TESCOM ER5000 Electronic Regulators
TESCOM regulators are electropneumatic pressure regulators that maintain the pressure set point in gas delivery systems, regardless of output fluctuations. These pneumatic regulators, also called pressure-reducing valves, are used when precise pressure control has a critical effect on an outcome. They allow for the automated, centralized control of pressure for production machinery, test benches or any application requiring multiple set points or system defaults, even if the location of the regulator is inaccessible.
The TESCOM ER5000 is an electronic gas pressure regulator that can be used as a standalone device to control pressure for inert gases from 0 to 100 psig (0-6.9 bar). TESCOM Electronic regulators can also be connected to any dome/air loader air actuated regulator for pressure control for gases and liquids from vacuum up to 30,000 psig (2,068 bar).
It features a microprocessor-based PID controller (Proportional, Integral, Derivative) that provides precise algorithmic pressure control. The ER5000 electronic pressure regulator allows for true closed-loop control, with exceptional accuracy and response time.

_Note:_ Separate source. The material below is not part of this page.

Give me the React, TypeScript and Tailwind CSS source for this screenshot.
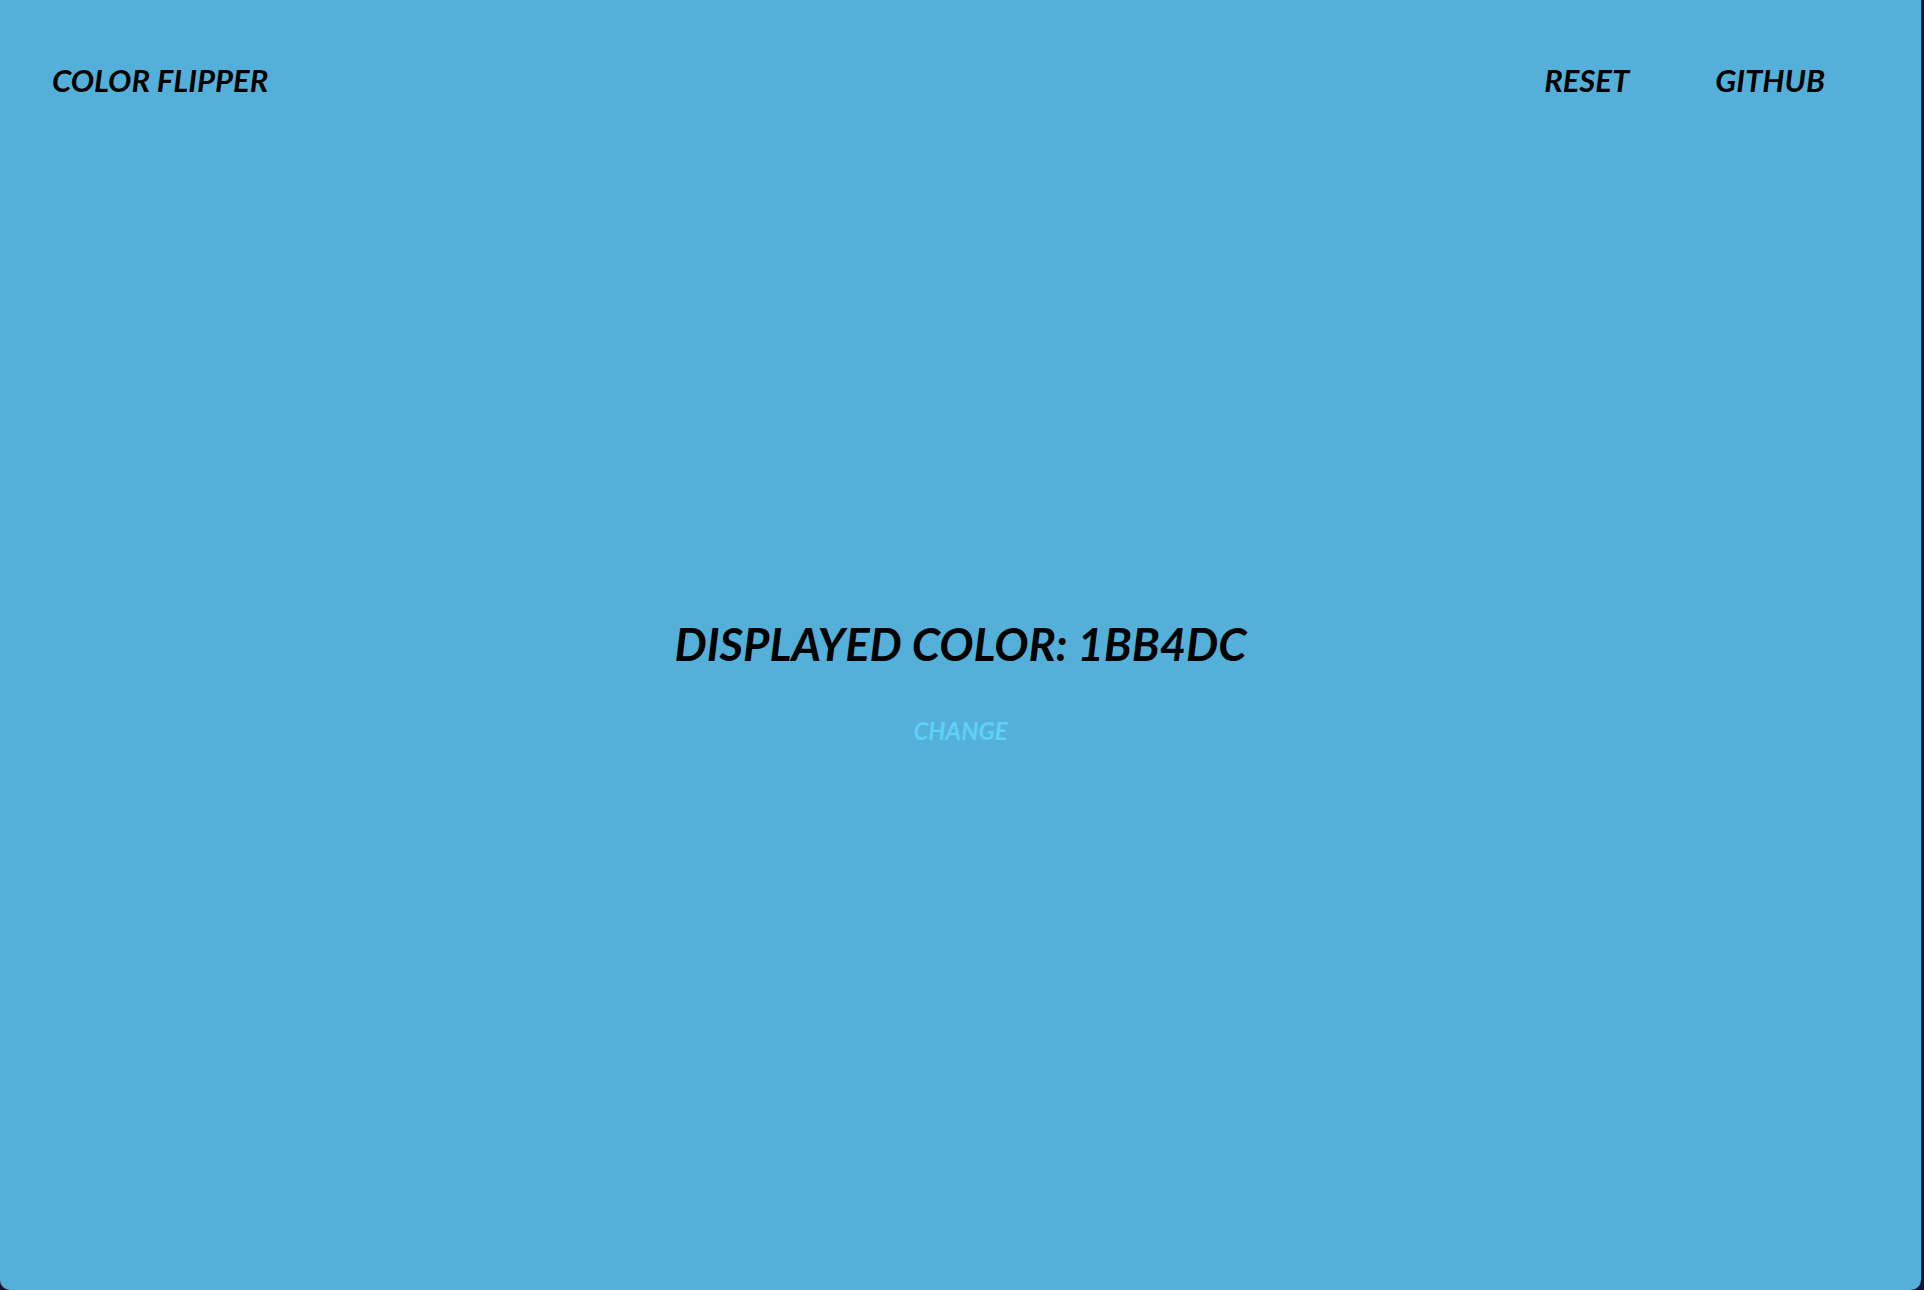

How Does an Electronic Gas Pressure Regulator Work?
ER5000 electropneumatic pressure regulators sense pressure using internal sensors or external transducers placed within the actual process line. These sensors monitor output pressure and adjust the timing of internal servo valves to maintain the pressure set-point.
Using command signals, the regulator is able to detect the need for more pressure, triggering a shift in a regulator valve that exposes the outlet to more incoming pressure. If lower pressure is needed, the valve shifts again to decrease the incoming pressure.
These units operate in one of three control modes: internal feedback (using only the internal sensor); external feedback (using only the external source); or cascade, which uses internal and external sources to create a “loop within a loop.” This double-loop capability allows TESCOM electronic regulators to manage higher flow rates at their outlets than would be possible with single-stage control.